The National Student Clearinghouse system might provide a basis for a non-governmental solution but at present it does not collect all the information needed to make accurate calculations. Moreover, not all colleges and universities participate in the Clearinghouse and those that do retain control over the use of the data. In short, even if the Clearinghouse had the requisite data, it could not release it without permission from the institutions that participate.
The Obama administration has proposed that state governments create education databases that can track students from kindergarten through college, collecting identical information so that it would be at least theoretically possible to follow students who move across state lines. Some foundations are supporting this effort, but the enormous complexity involved in the creation and then merging of multiple state databases suggests this system will, at best, require a decade of development.
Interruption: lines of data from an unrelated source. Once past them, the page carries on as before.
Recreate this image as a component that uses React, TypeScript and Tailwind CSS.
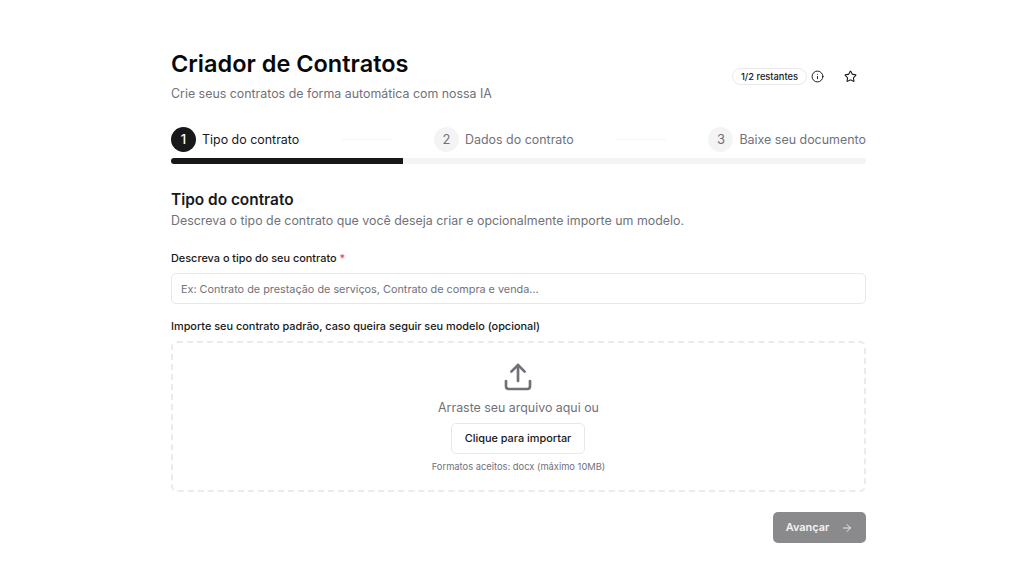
import { Info, Star, ArrowRight } from "lucide-react";

function Step({ n, label, active }: { n: number; label: string; active?: boolean }) {
  return (
    <div className="flex items-center gap-[6px] shrink-0">
      <div className={`w-[25px] h-[25px] rounded-full flex items-center justify-center text-[13px] ${active ? "bg-[#18181b] text-white font-medium" : "bg-[#f4f4f5] text-[#71717a]"}`}>{n}</div>
      <span className={`text-[12.45px] leading-5 ${active ? "text-[#18181b]" : "text-[#71717a]"}`}>{label}</span>
    </div>
  );
}

export default function App() {
  return (
    <div className="w-[1024px] h-[576px] bg-white overflow-hidden font-['Inter',sans-serif] text-[#09090b] flex pl-[171px]">
      <div className="w-[695px] pt-[48px] flex flex-col">
        <div className="flex justify-between items-start">
          <div>
            <h1 className="text-[23.5px] leading-[32px] font-semibold">Criador de Contratos</h1>
            <p className="mt-[4px] text-[12.4px] leading-5 text-[#71717a]">Crie seus contratos de forma automática com nossa IA</p>
          </div>
          <div className="flex items-center mt-[20px] mr-[9px]">
            <span className="h-[17px] px-[8px] rounded-full border border-[#e8e8ea] flex items-center text-[9.3px] font-medium text-[#18181b]">1/2 restantes</span>
            <Info className="ml-[4px] w-[13px] h-[13px] text-[#18181b]" strokeWidth={1.8} />
            <Star className="ml-[20px] w-[13px] h-[13px] text-[#18181b]" strokeWidth={2} />
          </div>
        </div>

        <div className="mt-[23px] flex items-center justify-between h-[25px]">
          <Step n={1} label="Tipo do contrato" active />
          <div className="w-[50px] h-px bg-[#f4f4f5]" />
          <Step n={2} label="Dados do contrato" />
          <div className="w-[50px] h-px bg-[#f4f4f5]" />
          <Step n={3} label="Baixe seu documento" />
        </div>
        <div className="mt-[6px] h-[6px] rounded-full bg-[#f4f4f5] overflow-hidden">
          <div className="h-full w-[232px] bg-[#18181b]" />
        </div>

        <h2 className="mt-[26px] text-[15.4px] leading-[20px] font-semibold text-[#18181b]">Tipo do contrato</h2>
        <p className="mt-[1px] text-[12.4px] leading-5 text-[#71717a]">Descreva o tipo de contrato que você deseja criar e opcionalmente importe um modelo.</p>

        <label className="mt-[19px] text-[10.9px] leading-4 font-[450] text-[#18181b]">
          Descreva o tipo do seu contrato <span className="text-[#ef4444]">*</span>
        </label>
        <div className="mt-[7px] h-[31px] rounded-[5px] border border-[#e8e8ea] pl-[9px] pt-[1px] flex items-center text-[10.85px] text-[#71717a]">
          Ex: Contrato de prestação de serviços, Contrato de compra e venda...
        </div>

        <label className="mt-[14px] text-[10.9px] leading-4 font-[450] text-[#18181b]">Importe seu contrato padrão, caso queira seguir seu modelo (opcional)</label>
        <div className="mt-[7px] h-[151px] rounded-[6px] border-2 border-dashed border-[#ebebed] flex flex-col items-center pt-[18px]">
          <svg className="w-[32px] h-[32px] mr-[2px] text-[#71717a]" viewBox="0 0 24 24" fill="none" stroke="currentColor" strokeWidth={2} strokeLinecap="round" strokeLinejoin="round">
            <path d="M12 3v12" />
            <path d="M7 8l5-5 5 5" />
            <path d="M3 15v4a2 2 0 0 0 2 2h14a2 2 0 0 0 2-2v-4" />
          </svg>
          <p className="mt-[5px] text-[12.4px] leading-5 text-[#71717a]">Arraste seu arquivo aqui ou</p>
          <button className="mt-[5px] h-[31px] w-[134px] mr-[1px] rounded-[5px] border border-[#e8e8ea] bg-white text-[10.9px] font-[450] text-[#18181b]">Clique para importar</button>
          <p className="mt-[5px] text-[9.35px] leading-4 text-[#71717a]">Formatos aceitos: docx (máximo 10MB)</p>
        </div>

        <div className="mt-[20px] flex justify-end">
          <button className="h-[31px] w-[93px] rounded-[5px] bg-[#8a8a8c] text-white/90 text-[10.9px] font-semibold flex items-center justify-center gap-[12px]">
            Avançar <ArrowRight className="w-[12px] h-[12px]" strokeWidth={1.8} />
          </button>
        </div>
      </div>
    </div>
  );
}
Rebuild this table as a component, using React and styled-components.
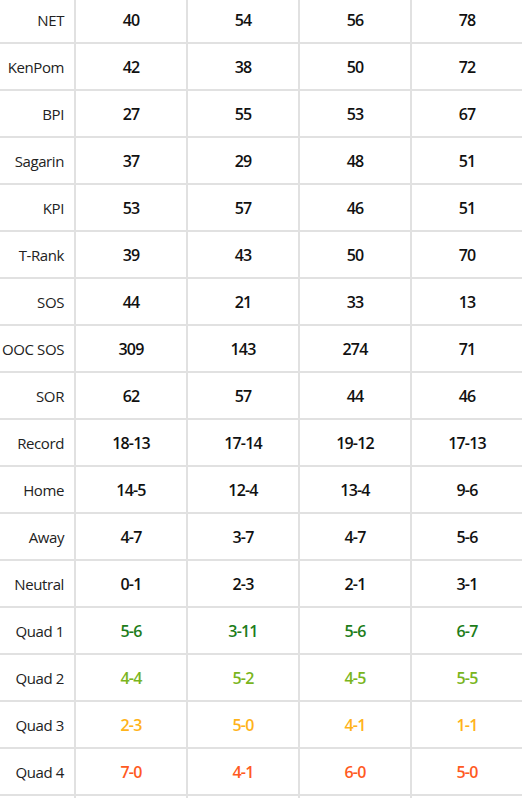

So given their complexity, do college graduation rates really matter? In fact, they do because in the eyes of the public, policy makers, and the media, they provide a clear, simple, and logical—if often misleading—number. Indeed, a recent study from the American Enterprise Institute for Public Policy Research compared investing in a college education without knowing an institution’s graduation rate to buying a car without knowing its mileage. This is not exactly a fair comparison, as under federal standards, car mileage is precisely calculated by putting all cars through an identical set of tests in a carefully controlled setting.
When graduation rates are determined, little is controlled and much is excluded or ignored. At best, graduation rates are—for the vast majority of schools—an estimate based on a relatively small number of students. And therefore, as they always say in the car ads, “Your mileage may vary.”
Bryan Cook is director, Center for Policy Analysis, American Council on Education, and Terry W. Hartle is senior vice president, Division of Government & Public Affairs, ACE.
1. The 2008 Higher Education Opportunity Act expanded the window for graduation rates to 200 percent of normal time to degree (eight years for four-year institutions and four years for two-year institutions).
2. The Student Right-to-Know and Campus Security Act requires colleges and universities to collect and report data on various subjects, including graduation and retention rates.
3. IPEDS is a system of interrelated surveys that collects information on all colleges and universities that receive Title IV funding. The surveys are conducted annually by the U.S. Department of Education’s National Center for Education Statistics (NCES ).
4. Although the 2008 Higher Education Opportunity Act expanded this window to eight years, an increasing number of students work to afford college (some even stopping out for significant periods of time), so it is conceivable that more and more students may be taking longer than eight years to complete a degree.